Proof of this direct, positive relationship between government deficits and business profits is best demonstrated by manipulating the basic national income accounting identity in a manner consistent with the approach of economists John Maynard Keynes and Michal Kalecki. The following arithmetic demonstrates that government deficits have a positive effect on business profits.
Let Y=Total Output; C=Consumption; I=Investment; G=Government Expenditures; X=Exports; M=Imports; T=Taxes; R=Retained Earnings by Firms; Hs=Household Net Savings
Let the combination of the above (X - M) = Current Account Balance or Net Exports; (G - T) = Government Deficit; (Hs + R) = (Y - T - C) = Total Net Private Savings
To start off, here is the basic national income identity, as taught in all macroeconomic textbooks:
Y = C + I + G + (X - M)
Subtract taxes (from both sides of the equation) to achieve an equation "net" of taxes:
Y - T = C + I + G + (X - M) - T
Rearrange the equation to isolate total net private savings on the left side and to subtract taxes from government expenditures:
Y - T - C = I + (G - T) + (X - M)
Since (Y - T - C) can be broken down into household net savings (Hs) and retained earnings by firms (R), the equation can be stated as follows (see Krugman, 1994:313):
(Hs + R) = I + (G + T) + (X - M)
...and can be rearranged as such:
R = (I - Hs) + (G - T) + (X - M)
In plain English, this translates into:
Firms' Retained Earnings = Investment - Household Savings + Government Deficits + Net Exports
The above equation clearly demonstrates that business profits are positively impacted by government deficits, net exports and private sector investment.* Household net savings, on the other hand, have the effect of reducing firms' retained earnings. Similarly, balanced budgets and government surpluses have either no impact on profits or have the effect of reducing them.

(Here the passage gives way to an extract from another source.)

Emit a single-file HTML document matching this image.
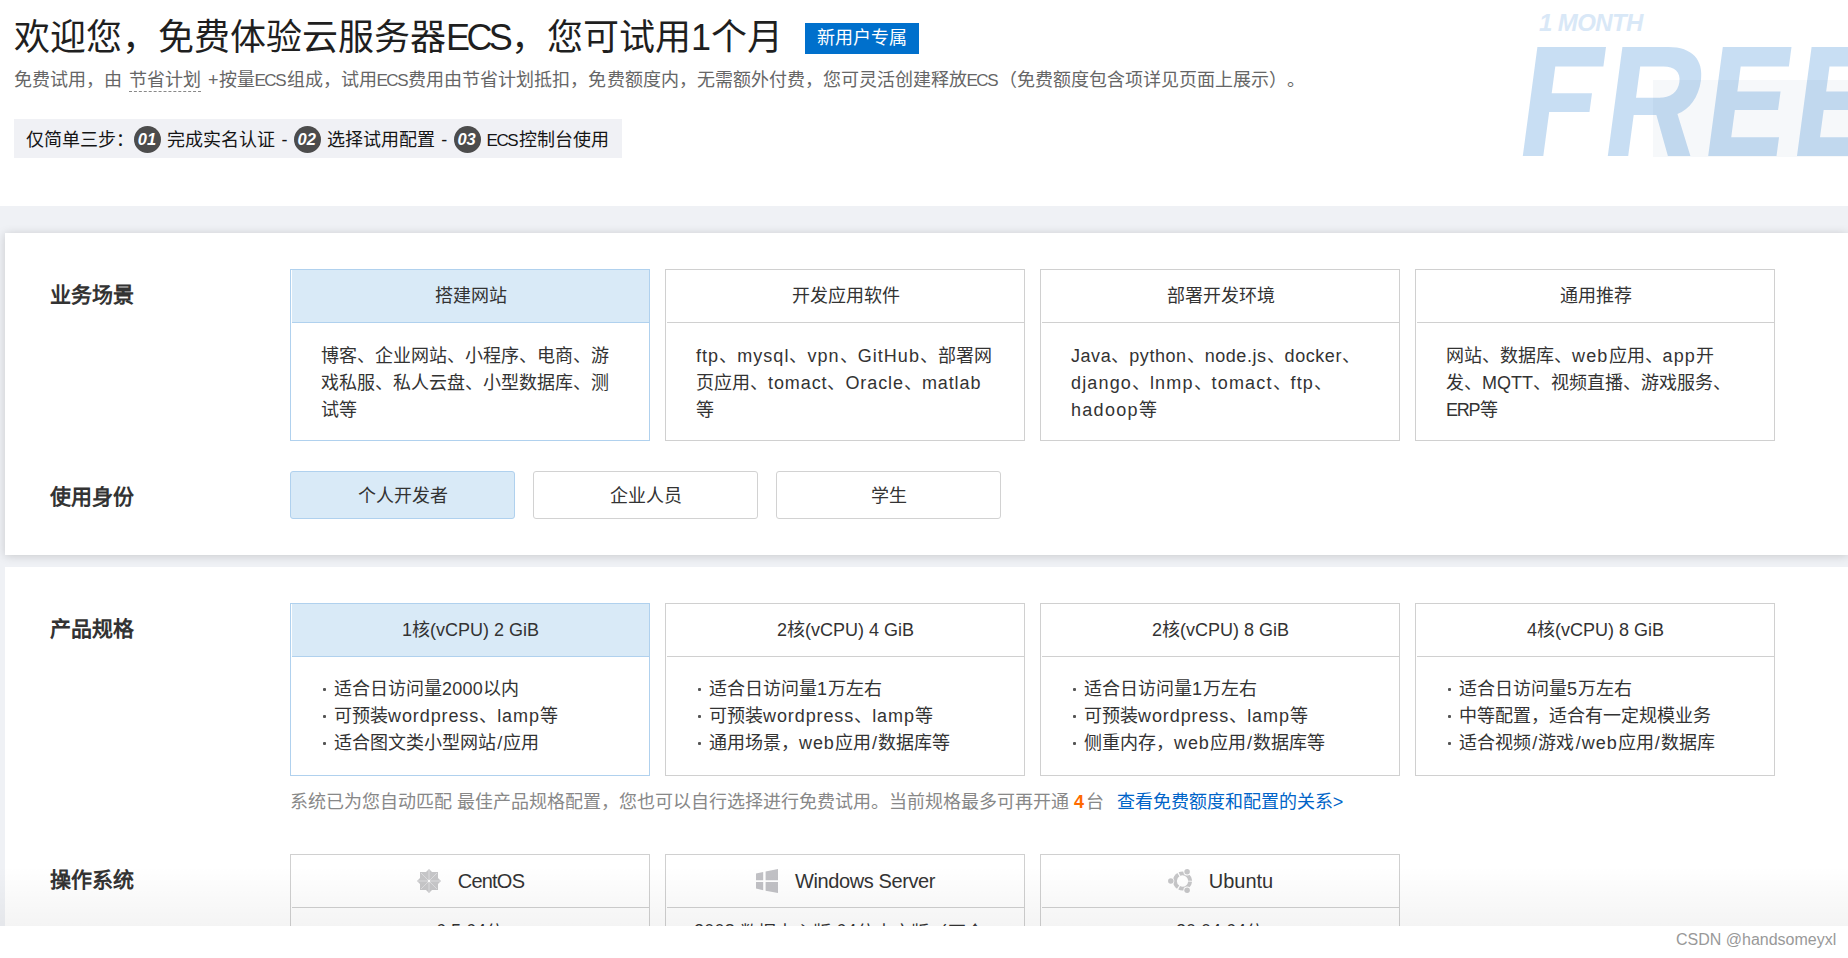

One objection to this line of reasoning often invoked by economists is that government deficits increase the level of private sector savings (as households and businesses reduce consumption in anticipation of future tax increases). This claim is known as the Ricardian Equivalence proposition. However, there is little empirical evidence that this claim holds true and that the impact of government deficits gets neutralized (or offset) by a corresponding increase in private sector savings. As Douglas Bernheim argued in his seminal work on the topic:
...the case for long-run neutrality is extremely weak, in that it depends upon improbable assumptions that are either directly or indirectly falsified through empirical observation...[B]ehavioral evidence weighs heavily against the Ricardian view (1987:213)To conclude, it should be emphasized that the purpose of economic policy is not to enable firms to realize profits, but to maximize employment and ensure that the product of industry is beneficial to the overall economy. Business profits, by creating an incentive for firms to invest and employ available resources, can help to promote these objectives. In the above analysis, my aim is to show that government deficits cannot be looked at in isolation from the financial positions of other sectors of the economy. Whether it is to stabilize aggregate demand or to provide for much needed public goods, deficits serve an important purpose. Attempting to reduce government deficits without considering its impact on the overall economy is not a sound basis for policy.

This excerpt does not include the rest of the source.